[Front-end source files]
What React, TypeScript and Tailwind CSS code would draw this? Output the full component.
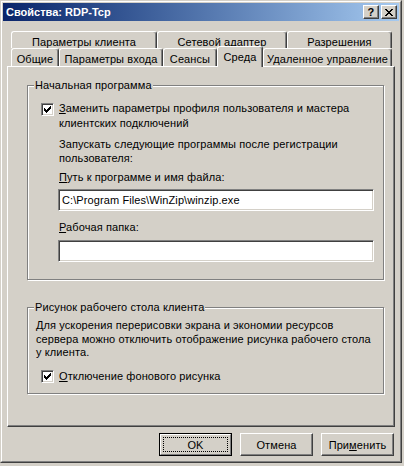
import React from "react";

function CheckMark() {
  const cols = [2, 3, 4, 3, 2, 1, 0];
  return (
    <svg width="7" height="7" viewBox="0 0 7 7" shapeRendering="crispEdges">
      {cols.map((r, i) => (
        <rect key={i} x={i} y={r} width="1" height="3" fill="#000" />
      ))}
    </svg>
  );
}

function CloseGlyph() {
  const rows = [
    [0, 1, 6, 7],
    [1, 2, 5, 6],
    [2, 3, 4, 5],
    [3, 4],
    [2, 3, 4, 5],
    [1, 2, 5, 6],
    [0, 1, 6, 7],
  ];
  return (
    <svg width="8" height="7" viewBox="0 0 8 7" shapeRendering="crispEdges">
      {rows.map((xs, y) =>
        xs.map((x) => <rect key={`${x}-${y}`} x={x} y={y} width="1" height="1" fill="#000" />)
      )}
    </svg>
  );
}

function Checkbox() {
  return (
    <div className="w-[13px] h-[13px] shrink-0 bg-white border border-t-[#808080] border-l-[#808080] border-b-white border-r-white shadow-[inset_1px_1px_0_#404040,inset_-1px_-1px_0_#d4d0c8] flex items-center justify-center">
      <CheckMark />
    </div>
  );
}

function TitleButton({ children }: { children: React.ReactNode }) {
  return (
    <div className="w-[16px] h-[14px] bg-[#d4d0c8] border border-t-white border-l-white border-b-[#404040] border-r-[#404040] shadow-[inset_-1px_-1px_0_#808080] flex items-center justify-center text-black font-bold text-[11px] leading-none">
      {children}
    </div>
  );
}

export default function App() {
  const tabBase =
    "h-full bg-[#d4d0c8] border-t border-l border-r border-t-white border-l-white border-r-[#404040] rounded-t-[3px] shadow-[inset_-1px_0_0_#808080] pt-[3px] text-center leading-[14px] whitespace-nowrap";
  return (
    <div className="w-[404px] h-[466px] bg-[#d4d0c8] font-['Liberation_Sans',Arial,sans-serif] text-[11px] tracking-[0.1px] text-black">
      <div className="w-[402px] h-[463px] border border-t-[#d4d0c8] border-l-[#d4d0c8] border-b-[#404040] border-r-[#404040]">
        <div className="h-full border border-t-white border-l-white border-b-[#808080] border-r-[#808080] p-[1px] flex flex-col">
          {/* Title bar */}
          <div className="h-[18px] shrink-0 bg-linear-to-r from-[#0a246a] to-[#a6caf0] flex items-center pl-[3px] pr-[2px]">
            <span className="text-white font-bold text-[11px] tracking-normal leading-[14px]">Свойства: RDP-Tcp</span>
            <div className="ml-auto flex gap-[2px]">
              <TitleButton>?</TitleButton>
              <TitleButton>
                <CloseGlyph />
              </TitleButton>
            </div>
          </div>

          {/* Tabs + panel */}
          <div className="px-[4px] pt-[10px]">
            <div className="ml-[4px] flex h-[17px]">
              <div className={`${tabBase} w-[146px]`}>Параметры клиента</div>
              <div className={`${tabBase} w-[130px]`}>Сетевой адаптер</div>
              <div className={`${tabBase} w-[105px]`}>Разрешения</div>
            </div>
            <div className="ml-[4px] flex h-[18px] items-start">
              <div className={`${tabBase} w-[48px]`}>Общие</div>
              <div className={`${tabBase} w-[104px]`}>Параметры входа</div>
              <div className={`${tabBase} w-[54px]`}>Сеансы</div>
              <div className="relative z-10 w-[46px] h-[21px] -mt-[2px] bg-[#d4d0c8] border-t border-l border-r border-t-white border-l-white border-r-[#404040] rounded-t-[3px] shadow-[inset_-1px_0_0_#808080] pt-[3px] text-center leading-[14px] whitespace-nowrap">
                Среда
              </div>
              <div className={`${tabBase} w-[129px]`}>Удаленное управление</div>
            </div>

            <div className="h-[361px] border border-t-white border-l-white border-b-[#404040] border-r-[#404040] shadow-[inset_-1px_-1px_0_#808080] pt-[18px]">
              {/* Group 1 */}
              <div className="ml-[19px] w-[357px] h-[195px] border border-[#808080] shadow-[inset_1px_1px_0_#fff,1px_1px_0_#fff] flex flex-col">
                <div className="-mt-[8px] ml-[6px] px-[1px] w-fit bg-[#d4d0c8] leading-[14px] whitespace-nowrap">
                  Начальная программа
                </div>
                <div className="mt-[9px] ml-[13px] flex items-start gap-[5px]">
                  <div className="mt-[2px]">
                    <Checkbox />
                  </div>
                  <div className="leading-[15px] whitespace-nowrap">
                    <span className="underline">З</span>аменить параметры профиля пользователя и мастера
                    <br />
                    клиентских подключений
                  </div>
                </div>
                <div className="mt-[6px] ml-[31px] leading-[14px] whitespace-nowrap">
                  Запускать следующие программы после регистрации
                  <br />
                  пользователя:
                </div>
                <div className="mt-[5px] ml-[31px] leading-[14px] whitespace-nowrap">
                  <span className="underline">П</span>уть к программе и имя файла:
                </div>
                <div className="mt-[5px] ml-[30px] w-[316px] h-[22px] bg-white border border-t-[#808080] border-l-[#808080] border-b-white border-r-white shadow-[inset_1px_1px_0_#404040,inset_-1px_-1px_0_#d4d0c8] flex items-center pl-[3px] leading-[14px] whitespace-nowrap">
                  {"C:\\Program Files\\WinZip\\winzip.exe"}
                </div>
                <div className="mt-[9px] ml-[31px] leading-[14px] whitespace-nowrap">
                  <span className="underline">Р</span>абочая папка:
                </div>
                <div className="mt-[6px] ml-[30px] w-[316px] h-[22px] bg-white border border-t-[#808080] border-l-[#808080] border-b-white border-r-white shadow-[inset_1px_1px_0_#404040,inset_-1px_-1px_0_#d4d0c8]" />
              </div>

              {/* Group 2 */}
              <div className="mt-[27px] ml-[19px] w-[357px] h-[87px] border border-[#808080] shadow-[inset_1px_1px_0_#fff,1px_1px_0_#fff] flex flex-col">
                <div className="-mt-[8px] ml-[6px] px-[1px] w-fit bg-[#d4d0c8] leading-[14px] whitespace-nowrap">
                  Рисунок рабочего стола клиента
                </div>
                <div className="mt-[5px] ml-[8px] leading-[13.5px] whitespace-nowrap">
                  Для ускорения перерисовки экрана и экономии ресурсов
                  <br />
                  сервера можно отключить отображение рисунка рабочего стола
                  <br />
                  у клиента.
                </div>
                <div className="mt-[9px] ml-[13px] flex items-start gap-[5px]">
                  <div className="mt-[1px]">
                    <Checkbox />
                  </div>
                  <div className="leading-[14px] whitespace-nowrap">
                    <span className="underline">О</span>тключение фонового рисунка
                  </div>
                </div>
              </div>
            </div>
          </div>

          {/* Buttons */}
          <div className="mt-[6px] flex justify-end gap-[8px] pr-[5px]">
            <div className="w-[73px] h-[23px] border border-black">
              <div className="h-full border border-t-white border-l-white border-b-[#808080] border-r-[#808080] p-[2px]">
                <div className="w-full h-full border border-dotted border-black flex items-center justify-center leading-[14px]">
                  OK
                </div>
              </div>
            </div>
            <div className="w-[73px] h-[23px] border border-t-white border-l-white border-b-[#404040] border-r-[#404040] shadow-[inset_-1px_-1px_0_#808080] flex items-center justify-center leading-[14px]">
              Отмена
            </div>
            <div className="w-[73px] h-[23px] border border-t-white border-l-white border-b-[#404040] border-r-[#404040] shadow-[inset_-1px_-1px_0_#808080] flex items-center justify-center leading-[14px]">
              <span>
                При<span className="underline">м</span>енить
              </span>
            </div>
          </div>
        </div>
      </div>
    </div>
  );
}
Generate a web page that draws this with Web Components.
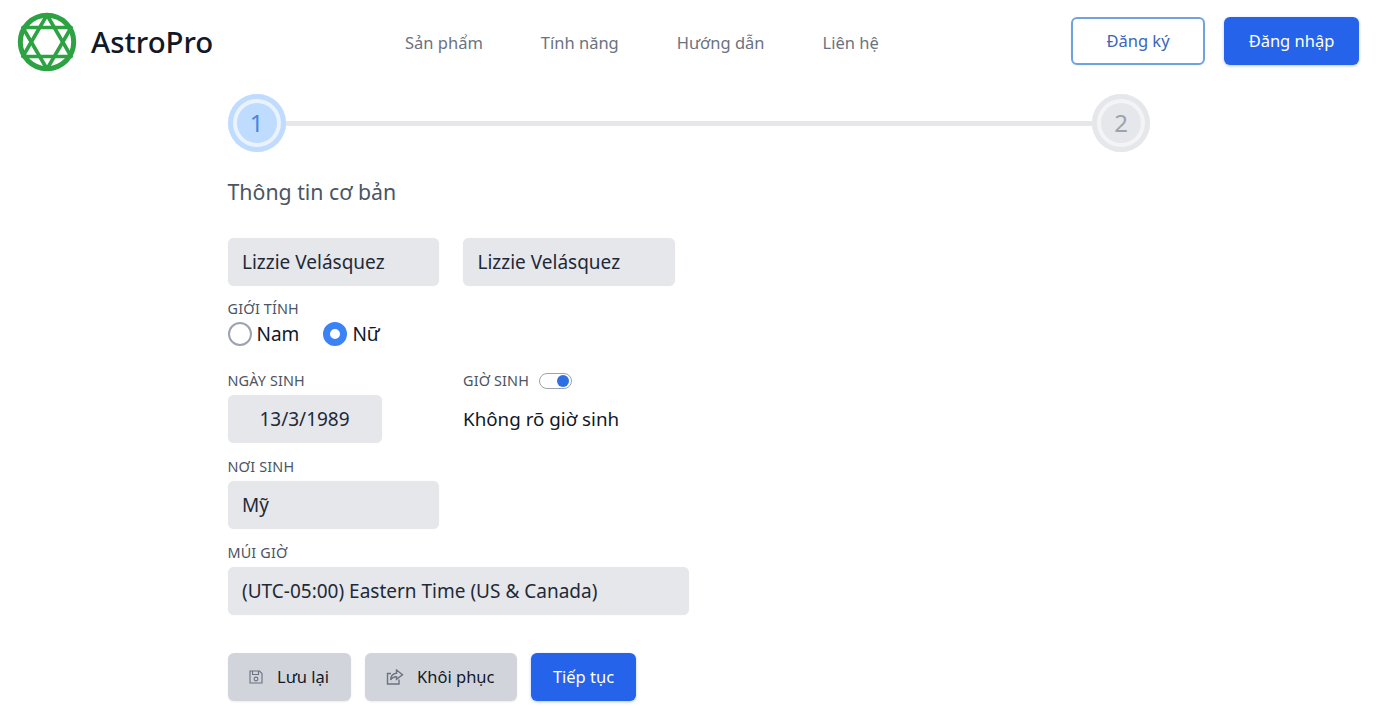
<!DOCTYPE html>
<html lang="vi">
<head>
<meta charset="utf-8">
<title>AstroPro</title>
<style>
  html, body { margin: 0; padding: 0; background: #fff; overflow: hidden; height: 714px; }
  body { font-family: "Noto Sans", "Open Sans", sans-serif; color: #111827; }
</style>
</head>
<body>
<app-header></app-header>
<main-form></main-form>

<script>
class AppButton extends HTMLElement {
  constructor() {
    super();
    this.attachShadow({ mode: 'open' });
    this.shadowRoot.innerHTML = `
      <style>
        :host {
          display: inline-flex;
          align-items: center;
          justify-content: center;
          box-sizing: border-box;
          height: 48px;
          padding-bottom: 1px;
          border-radius: 6px;
          font-size: 16.5px;
          gap: 14px;
          box-shadow: 0 1px 2px rgba(0,0,0,.08);
        }
        :host([kind=primary]) { background: #2563eb; color: #fff; box-shadow: 0 1px 3px rgba(37,99,235,.35); }
        :host([kind=outline]) { background: #fff; color: #3b65b5; border: 2px solid #6fa3e0; box-shadow: 0 1px 2px rgba(0,0,0,.05); }
        :host([kind=grey]) { background: #d1d5db; color: #111827; }
      </style>
      <slot name="icon"></slot><slot></slot>`;
  }
}

class AppHeader extends HTMLElement {
  constructor() {
    super();
    this.attachShadow({ mode: 'open' });
    this.shadowRoot.innerHTML = `
      <style>
        :host {
          display: flex;
          align-items: center;
          box-sizing: border-box;
          height: 84px;
          padding: 0 19px 2px 17px;
        }
        .logo { display: flex; align-items: center; gap: 14px; width: 388px; }
        .logo svg { margin-top: 2px; }
        .logo span { padding-top: 2px; font-size: 29.4px; font-weight: 500; color: #111827; }
        nav { display: flex; gap: 58px; padding-top: 2px; font-size: 16.5px; color: #6b7280; flex: 1; }
        .actions { display: flex; gap: 19px; }
        app-button { width: 135px; }
        app-button[kind=outline] { width: 134px; }
        svg { display: block; }
      </style>
      <div class="logo">
        <svg width="60" height="60" viewBox="0 0 60 60" fill="none" stroke="#2ca243" stroke-linejoin="round">
          <circle cx="30" cy="30" r="26.7" stroke-width="5"/>
          <polygon points="30,3 54.2,44.5 5.8,44.5" stroke-width="3.6"/>
          <polygon points="30,57 54.2,15.5 5.8,15.5" stroke-width="3.6"/>
        </svg>
        <span>AstroPro</span>
      </div>
      <nav>
        <a>Sản phẩm</a><a>Tính năng</a><a>Hướng dẫn</a><a>Liên hệ</a>
      </nav>
      <div class="actions">
        <app-button kind="outline">Đăng ký</app-button>
        <app-button kind="primary">Đăng nhập</app-button>
      </div>`;
  }
}

class StepBar extends HTMLElement {
  constructor() {
    super();
    this.attachShadow({ mode: 'open' });
    this.shadowRoot.innerHTML = `
      <style>
        :host { display: flex; align-items: center; }
        .step {
          box-sizing: border-box;
          width: 58px; height: 58px;
          padding-bottom: 2px;
          border-radius: 50%;
          display: flex; align-items: center; justify-content: center;
          font-size: 24px;
          flex: none;
        }
        .step.on { background: #bfdbfe; box-shadow: inset 0 0 0 5px #bfdbfe, inset 0 0 0 9px #eaf2fd; color: #4a86e0; }
        .step.off { background: #e5e7eb; box-shadow: inset 0 0 0 5px #e5e7eb, inset 0 0 0 9px #f3f4f6; color: #9ca3af; }
        .line { flex: 1; height: 5px; background: #e5e7eb; }
      </style>
      <div class="step on">1</div>
      <div class="line"></div>
      <div class="step off">2</div>`;
  }
}

class TextField extends HTMLElement {
  constructor() {
    super();
    this.attachShadow({ mode: 'open' });
    this.shadowRoot.innerHTML = `
      <style>
        :host {
          display: flex;
          align-items: center;
          box-sizing: border-box;
          height: 48px;
          padding: 0 14.5px;
          background: #e5e7eb;
          border-radius: 6px;
          font-size: 19px;
          color: #1f2937;
          box-shadow: 0 0 1px rgba(0,0,0,.1);
        }
        :host([center]) { justify-content: center; }
      </style>
      <slot></slot>`;
  }
}

class FieldLabel extends HTMLElement {
  constructor() {
    super();
    this.attachShadow({ mode: 'open' });
    this.shadowRoot.innerHTML = `
      <style>
        :host { display: block; font-size: 14.4px; line-height: 20px; letter-spacing: .15px; color: #4b5563; text-transform: uppercase; }
      </style>
      <slot></slot>`;
  }
}

class RadioOption extends HTMLElement {
  constructor() {
    super();
    this.attachShadow({ mode: 'open' });
    this.shadowRoot.innerHTML = `
      <style>
        :host { display: inline-flex; align-items: center; gap: 5px; font-size: 19px; color: #111827; }
        .dot { box-sizing: border-box; width: 24px; height: 24px; border-radius: 50%; border: 2px solid #9ca3af; background: #fff; }
        :host([checked]) .dot { border: 7px solid #3b82f6; }
      </style>
      <span class="dot"></span><slot></slot>`;
  }
}

class ToggleSwitch extends HTMLElement {
  constructor() {
    super();
    this.attachShadow({ mode: 'open' });
    this.shadowRoot.innerHTML = `
      <style>
        :host {
          display: inline-flex; align-items: center; justify-content: flex-end;
          box-sizing: border-box;
          width: 33px; height: 16px;
          padding-right: 2px;
          border: 1px solid #9ca3af;
          border-radius: 8px;
          background: #fff;
        }
        i { width: 12px; height: 12px; border-radius: 50%; background: #2f6fe4; }
      </style>
      <i></i>`;
  }
}

class MainForm extends HTMLElement {
  constructor() {
    super();
    this.attachShadow({ mode: 'open' });
    this.shadowRoot.innerHTML = `
      <style>
        :host { display: block; width: 922.5px; margin: 10px 0 0 227.5px; }
        h2 { margin: 25px 0 31px; font-size: 21.3px; line-height: 30px; font-weight: 400; color: #4b5563; }
        .row { display: flex; gap: 24px; }
        .w212 { width: 211.5px; }
        .gender { margin-top: 13px; }
        .radios { display: flex; gap: 24px; height: 28px; align-items: center; margin-top: 1px; }
        .birth { margin-top: 23px; }
        .birth > div:first-child { width: 154px; margin-right: 81.5px; flex: none; }
        .lab-row { display: flex; align-items: center; gap: 10px; }
        .unknown { font-size: 18.8px; line-height: 48px; color: #111827; margin-top: 4px; }
        .mt4 { margin-top: 4px; }
        .block { margin-top: 14px; }
        .tz { width: 461.5px; }
        .buttons { display: flex; gap: 14px; margin-top: 38px; }
        .save { width: 123px; }
        .restore { width: 152.5px; gap: 13px; padding-right: 1px; }
        .next { width: 105px; }
        svg { display: block; }
      </style>
      <step-bar></step-bar>
      <h2>Thông tin cơ bản</h2>
      <div class="row">
        <text-field class="w212">Lizzie Velásquez</text-field>
        <text-field class="w212">Lizzie Velásquez</text-field>
      </div>
      <div class="gender">
        <field-label>Giới tính</field-label>
        <div class="radios">
          <radio-option>Nam</radio-option>
          <radio-option checked>Nữ</radio-option>
        </div>
      </div>
      <div class="row birth" style="gap:0">
        <div>
          <field-label>Ngày sinh</field-label>
          <text-field class="mt4" center>13/3/1989</text-field>
        </div>
        <div>
          <div class="lab-row"><field-label>Giờ sinh</field-label><toggle-switch></toggle-switch></div>
          <div class="unknown">Không rõ giờ sinh</div>
        </div>
      </div>
      <div class="block">
        <field-label>Nơi sinh</field-label>
        <text-field class="w212 mt4">Mỹ</text-field>
      </div>
      <div class="block">
        <field-label>Múi giờ</field-label>
        <text-field class="tz mt4">(UTC-05:00) Eastern Time (US &amp; Canada)</text-field>
      </div>
      <div class="buttons">
        <app-button kind="grey" class="save">
          <svg slot="icon" width="14" height="14" viewBox="0 0 14 14" fill="none" stroke="#6b7280" stroke-width="1.1">
            <path d="M1 1h9.5l2.5 2.5V13H1z"/><path d="M3.5 1v3.5h6V1"/><circle cx="7" cy="9" r="1.9"/>
          </svg>
          Lưu lại
        </app-button>
        <app-button kind="grey" class="restore">
          <svg slot="icon" width="18" height="16" viewBox="0 0 18 16" fill="none" stroke="#6b7280" stroke-width="1.4">
            <path d="M13 10.5V15H1.5V4.5H5"/><path d="M10.5 1l6 4.7-6 4.7V7.8c-2.8 0-4.6 1-5.8 3.2 0-3.9 2.2-6.3 5.8-6.7z"/>
          </svg>
          Khôi phục
        </app-button>
        <app-button kind="primary" class="next">Tiếp tục</app-button>
      </div>`;
  }
}

customElements.define('app-button', AppButton);
customElements.define('step-bar', StepBar);
customElements.define('text-field', TextField);
customElements.define('field-label', FieldLabel);
customElements.define('radio-option', RadioOption);
customElements.define('toggle-switch', ToggleSwitch);
customElements.define('app-header', AppHeader);
customElements.define('main-form', MainForm);
</script>
</body>
</html>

Goal: List all lines in the material containing the string "React".

Exercise response:
What React, TypeScript and Tailwind CSS code would draw this? Output the full component.
import React from "react";
function TitleButton({ children }: { children: React.ReactNode }) {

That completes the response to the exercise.